- Theatrical release poster
- Directed by: Fred F. Sears
- Written by: Howard J. Green
- Produced by: Colbert Clark
- Starring: Charles Starrett Smiley Burnette Jock Mahoney Clayton Moore Eddie Parker Jim Diehl
- Cinematography: Fayte M. Browne
- Edited by: Paul Borofsky
- Production company: Columbia Pictures
- Distributed by: Columbia Pictures
- Release date: January 26, 1952;
- Running time: 53 minutes
- Country: United States
- Language: English

= The Hawk of Wild River =

1952 film by Fred F. Sears

The Hawk of Wild River is a 1952 American Western film directed by Fred F. Sears, written by Howard J. Green and starring Charles Starrett, Smiley Burnette and Jock Mahoney.

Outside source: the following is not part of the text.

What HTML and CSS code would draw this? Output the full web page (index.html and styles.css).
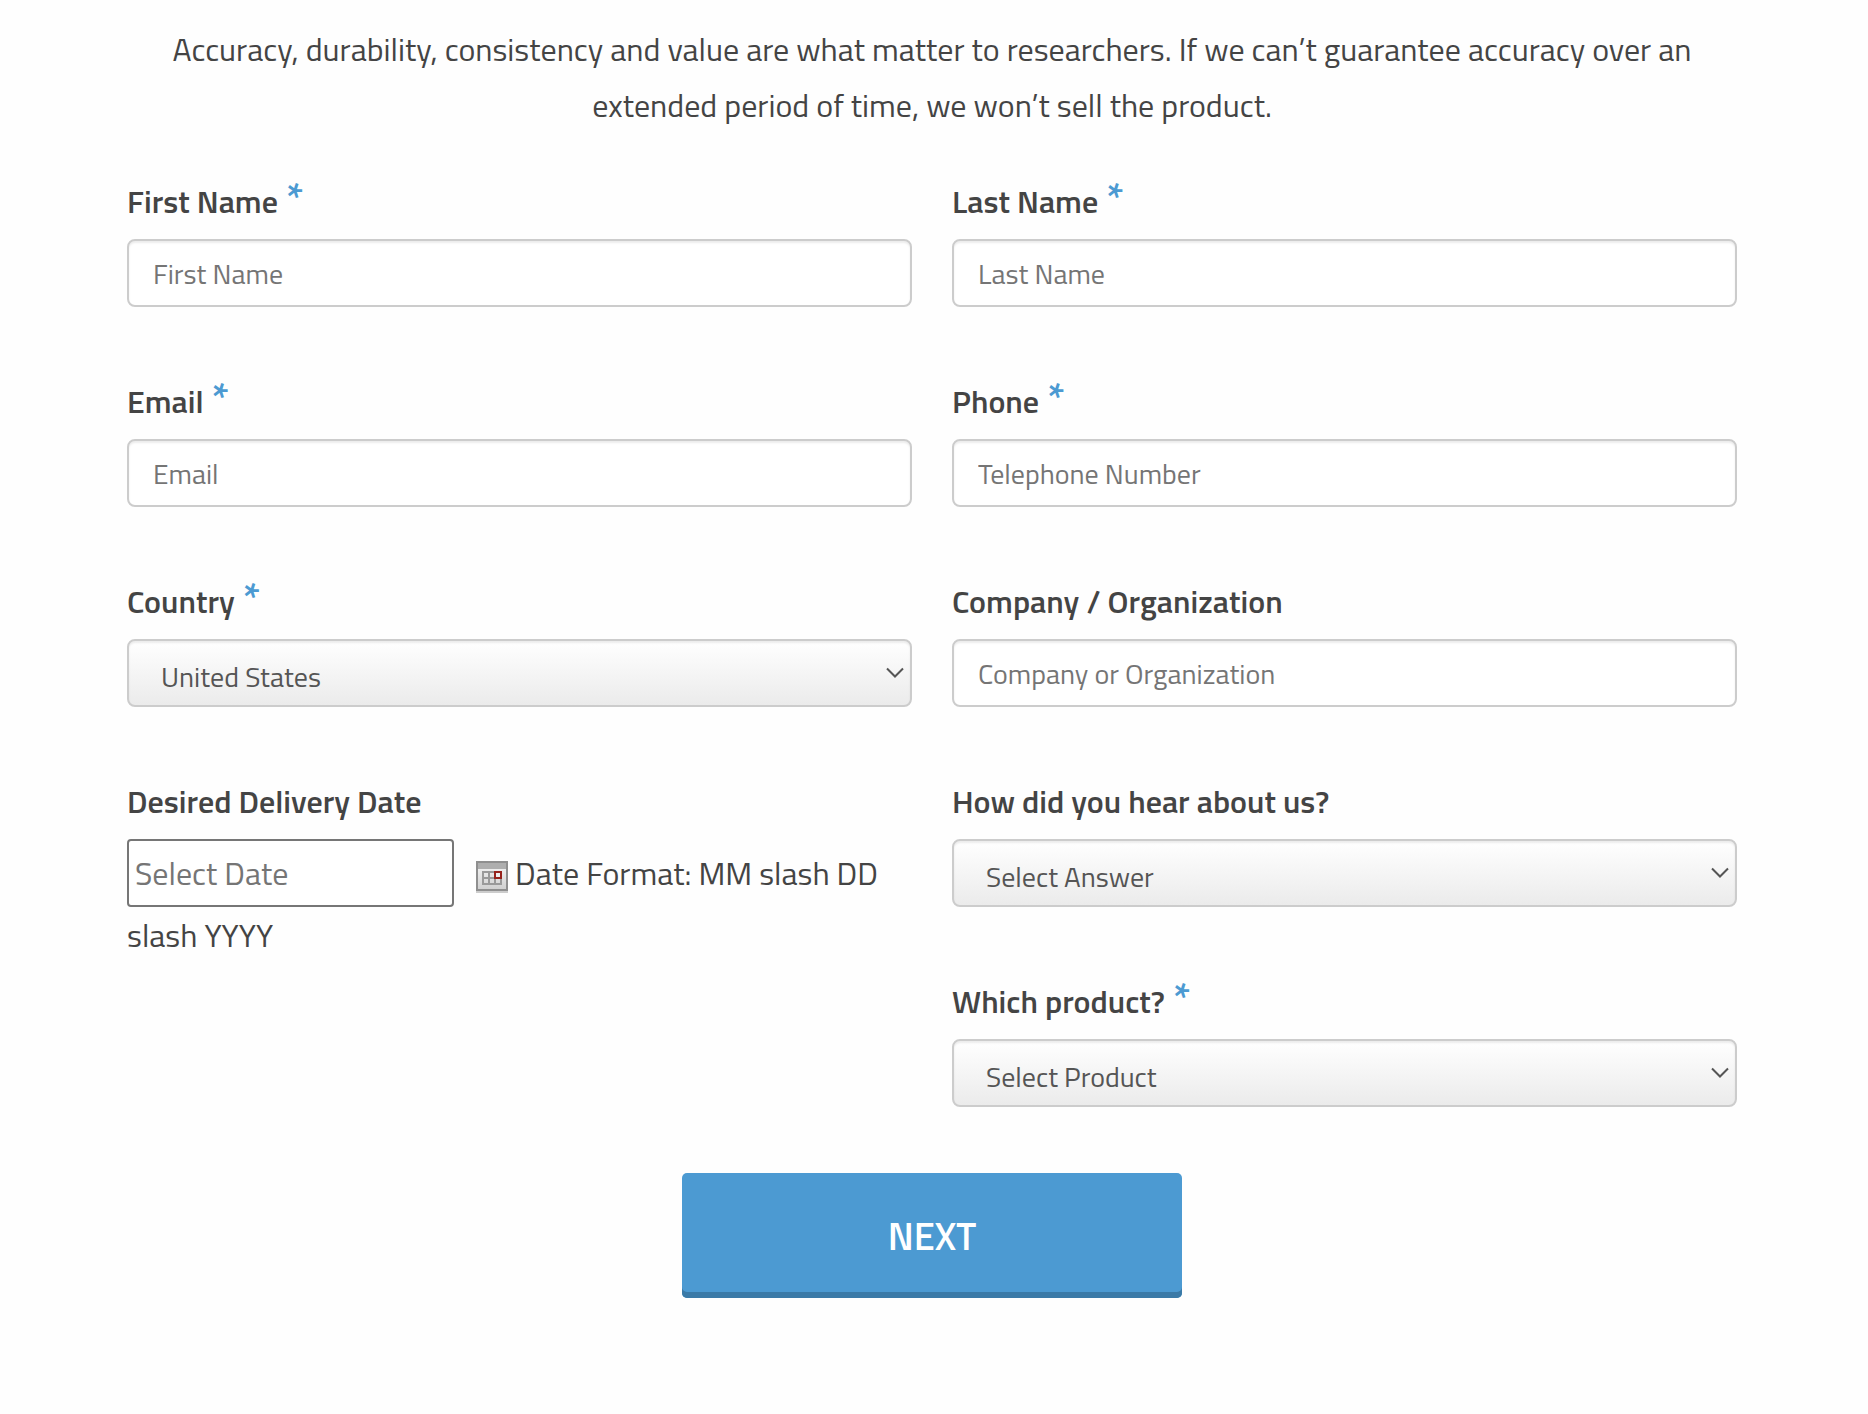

It is the 61st of 65 films in the Durango Kid series. The film opened on January 26, 1952.

==Plot==
Undercover ranger Steve Martin comes to town to nab a half-Indian outlaw known as the Hawk. Martin is able to infiltrate the Hawk's gang. Traveling photographer Smiley Burnette is hypnotized by a dubious dentist into believing that he is an Indian chief, which leads to a shootout against the Hawk with a longbow.

==Cast==
- Charles Starrett as Steve Martin / The Durango Kid
- Smiley Burnette as Smiley Burnette
- Jock Mahoney as Jack Mahoney
- Clayton Moore as The Hawk
- Eddie Parker as Skeeter
- Jim Diehl as Al Travis
- Lane Chandler as George
- Syd Saylor as Yank-Em-Out Kennedy
- John Cason as Duke
- LeRoy Johnson as Smoky
- Jack Carry as Pete
- Sam Flint as Clark Mahoney
- Raider as Raider
- Bullet as Bullet

== Production ==
Production began on July 30, 1951 and was completed several weeks later.